Surely @wonderingwandering99 is talking about traditional cultures which are very different from the culture we are discussing, traditional cultures where you rarely leave the family Clan, women are expected to subjugate themselves.
In these circumstances the older people in need of help would be in their 60s and the women who are expected to care for them in their 20/30s/40s.

minthybobs · 19/06/2024 21:59

wonderingwandering99 · 19/06/2024 20:18

I’ll get shouted down for this but I do find it sad that the prospect of caring for your parent/in-law in their old age is so repelling. When the OP is told “You will become her carer” this has only negative connotations, why is that?

I admit I have no experience of caring for parents as mine are still young. But the fact that this is our culture saddens me. Many other cultures welcome living with their parents and consider it their duty as children to care for those who once cared for them. I just wonder why in Britain this is such an unpopular practice and we’d rather put them in care homes.

So you admit you have zero experience of doing it?

Theres your answer then. Until you have done it and have experienced the exhaustion, mental load and physical strain you have no idea what you’re talking about. Get back to us when you’ve spent half the night cleaning smeared poo out of the bathroom and bedroom floor or picking someone up from the floor for the 12th time or washing urine soaked sheets for the 5th time that week. Add that to constant worry stress and guilt along with cognitive decline where the person can’t remember who you are and shouts abuse at you on top of only a few hours sleep.

I guarantee you won’t then be on your high horse wondering why people aren’t queuing up to be carers.

gardenmusic · 19/06/2024 21:59

'I admit I have no experience of caring for parents as mine are still young. But the fact that this is our culture saddens me. Many other cultures welcome living with their parents and consider it their duty as children to care for those who once cared for them. I just wonder why in Britain this is such an unpopular practice and we’d rather put them in care homes.'

Just think how much sadder you would be if your life was stretched between a full time job, kids needs, the home, a husband as well as caring for another adult.
Worrying about how the other adult is managing while you are at work. Wondering if she has fallen, or perhaps set the house on fire.
You would be very sad, if you were running on empty, and trying to catch up all
the time. You would be even sadder if your friendships had to go, because you simply don't have time to maintain them.
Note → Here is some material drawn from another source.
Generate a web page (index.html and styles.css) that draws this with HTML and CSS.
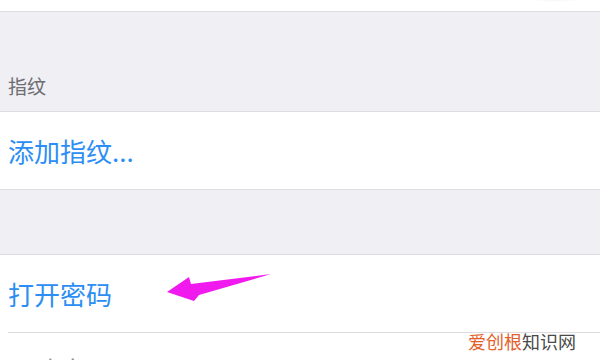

Forget yoga, or a night out, because I can guarantee your husband isn't going to take his Mum to the toilet and wipe her backside.
As time progresses, your nights will be disturbed, but you will still have to carry on regardless. Don't get ill, because you cannot abdicate responsibility.
You will probably damage your back with the lifting/ assisting angles, because you are not a professional, but sadly, you will have to carry on.
You husband will probably be quite disgruntled by now, because you are tired all the time.
In other cultures, the mother does not usually have to travel to work full time and ferry the kids around, as well as running the house.
Even with the best of parents, perhaps we would not 'rather' put them in a care home, we have no other practical option.
That makes you guilty enough, without the condemnation and 'saddening' of someone who has no conception of what it is like.

popcorncake · 19/06/2024 22:09

I admit I have no experience of caring for parents as mine are still young

Then how about you STFU and actually listen to those of us who have been there? If you actually read what people are saying then maybe you would understand why it’s so hard.

You need to be careful what you say here, life has a way of slapping you in the face after making self righteous statements like that. One day you will find out what it’s like and I suspect it won’t be such a mystery to you then.

Sossijiz · 19/06/2024 22:36

Do not buy the house with the annexe. It will be the thin end of the wedge.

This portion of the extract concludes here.